Exercise directions
Without the pictures, return all of the material exactly as written.

Information provided
┌────────
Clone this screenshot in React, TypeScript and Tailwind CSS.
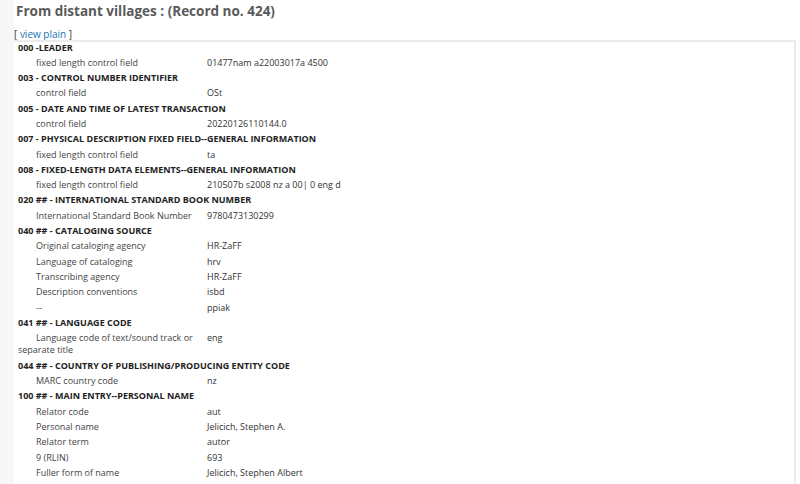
const fields: { tag: string; subs: [string, string][] }[] = [
  { tag: '000 -LEADER', subs: [['fixed length control field', '01477nam a22003017a 4500']] },
  { tag: '003 - CONTROL NUMBER IDENTIFIER', subs: [['control field', 'OSt']] },
  { tag: '005 - DATE AND TIME OF LATEST TRANSACTION', subs: [['control field', '20220126110144.0']] },
  { tag: '007 - PHYSICAL DESCRIPTION FIXED FIELD--GENERAL INFORMATION', subs: [['fixed length control field', 'ta']] },
  { tag: '008 - FIXED-LENGTH DATA ELEMENTS--GENERAL INFORMATION', subs: [['fixed length control field', '210507b s2008 nz a 00| 0 eng d']] },
  { tag: '020 ## - INTERNATIONAL STANDARD BOOK NUMBER', subs: [['International Standard Book Number', '9780473130299']] },
  {
    tag: '040 ## - CATALOGING SOURCE',
    subs: [
      ['Original cataloging agency', 'HR-ZaFF'],
      ['Language of cataloging', 'hrv'],
      ['Transcribing agency', 'HR-ZaFF'],
      ['Description conventions', 'isbd'],
      ['--', 'ppiak'],
    ],
  },
  { tag: '041 ## - LANGUAGE CODE', subs: [['Language code of text/sound track or separate title', 'eng']] },
  { tag: '044 ## - COUNTRY OF PUBLISHING/PRODUCING ENTITY CODE', subs: [['MARC country code', 'nz']] },
  {
    tag: '100 ## - MAIN ENTRY--PERSONAL NAME',
    subs: [
      ['Relator code', 'aut'],
      ['Personal name', 'Jelicich, Stephen A.'],
      ['Relator term', 'autor'],
      ['9 (RLIN)', '693'],
      ['Fuller form of name', 'Jelicich, Stephen Albert'],
    ],
  },
]

export default function App() {
  return (
    <div className="h-[484px] w-[800px] overflow-hidden bg-white font-['Open_Sans',sans-serif]">
      <div className="flex h-full">
        <div className="w-[14px] shrink-0 bg-[#f7f7f7]" />
        <div className="flex flex-1 flex-col pr-[4px]">
          <h1 className="pt-[2px] pl-[2px] text-[13.5px] leading-[18px] font-bold text-[#5a5a5a]">
            From distant villages : (Record no. 424)
          </h1>
          <div className="mt-[8px] text-[10px] leading-[12px] text-[#333]">
            [ <a className="text-[#1a73b0]">view plain</a> ]
          </div>
          <div className="flex-1 border-t-2 border-r-2 border-[#ebebeb] pl-[4px] text-[9px] text-[#333]">
            <div className="-mt-[2px]">
              {fields.map((f) => (
                <div key={f.tag}>
                  <div className="py-[1.5px] leading-[12.3px] font-bold text-[#222]">{f.tag}</div>
                  {f.subs.map(([label, value]) => (
                    <div key={label} className="flex py-[1.5px] leading-[12.3px]">
                      <div className="w-[189px] shrink-0 indent-[18px] text-[#444]">{label}</div>
                      <div>{value}</div>
                    </div>
                  ))}
                </div>
              ))}
            </div>
          </div>
        </div>
      </div>
    </div>
  )
}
└────────
Result of this exercise
Clone this screenshot in React, TypeScript and Tailwind CSS.
const fields: { tag: string; subs: [string, string][] }[] = [
  { tag: '000 -LEADER', subs: [['fixed length control field', '01477nam a22003017a 4500']] },
  { tag: '003 - CONTROL NUMBER IDENTIFIER', subs: [['control field', 'OSt']] },
  { tag: '005 - DATE AND TIME OF LATEST TRANSACTION', subs: [['control field', '20220126110144.0']] },
  { tag: '007 - PHYSICAL DESCRIPTION FIXED FIELD--GENERAL INFORMATION', subs: [['fixed length control field', 'ta']] },
  { tag: '008 - FIXED-LENGTH DATA ELEMENTS--GENERAL INFORMATION', subs: [['fixed length control field', '210507b s2008 nz a 00| 0 eng d']] },
  { tag: '020 ## - INTERNATIONAL STANDARD BOOK NUMBER', subs: [['International Standard Book Number', '9780473130299']] },
  {
    tag: '040 ## - CATALOGING SOURCE',
    subs: [
      ['Original cataloging agency', 'HR-ZaFF'],
      ['Language of cataloging', 'hrv'],
      ['Transcribing agency', 'HR-ZaFF'],
      ['Description conventions', 'isbd'],
      ['--', 'ppiak'],
    ],
  },
  { tag: '041 ## - LANGUAGE CODE', subs: [['Language code of text/sound track or separate title', 'eng']] },
  { tag: '044 ## - COUNTRY OF PUBLISHING/PRODUCING ENTITY CODE', subs: [['MARC country code', 'nz']] },
  {
    tag: '100 ## - MAIN ENTRY--PERSONAL NAME',
    subs: [
      ['Relator code', 'aut'],
      ['Personal name', 'Jelicich, Stephen A.'],
      ['Relator term', 'autor'],
      ['9 (RLIN)', '693'],
      ['Fuller form of name', 'Jelicich, Stephen Albert'],
    ],
  },
]

export default function App() {
  return (
    <div className="h-[484px] w-[800px] overflow-hidden bg-white font-['Open_Sans',sans-serif]">
      <div className="flex h-full">
        <div className="w-[14px] shrink-0 bg-[#f7f7f7]" />
        <div className="flex flex-1 flex-col pr-[4px]">
          <h1 className="pt-[2px] pl-[2px] text-[13.5px] leading-[18px] font-bold text-[#5a5a5a]">
            From distant villages : (Record no. 424)
          </h1>
          <div className="mt-[8px] text-[10px] leading-[12px] text-[#333]">
            [ <a className="text-[#1a73b0]">view plain</a> ]
          </div>
          <div className="flex-1 border-t-2 border-r-2 border-[#ebebeb] pl-[4px] text-[9px] text-[#333]">
            <div className="-mt-[2px]">
              {fields.map((f) => (
                <div key={f.tag}>
                  <div className="py-[1.5px] leading-[12.3px] font-bold text-[#222]">{f.tag}</div>
                  {f.subs.map(([label, value]) => (
                    <div key={label} className="flex py-[1.5px] leading-[12.3px]">
                      <div className="w-[189px] shrink-0 indent-[18px] text-[#444]">{label}</div>
                      <div>{value}</div>
                    </div>
                  ))}
                </div>
              ))}
            </div>
          </div>
        </div>
      </div>
    </div>
  )
}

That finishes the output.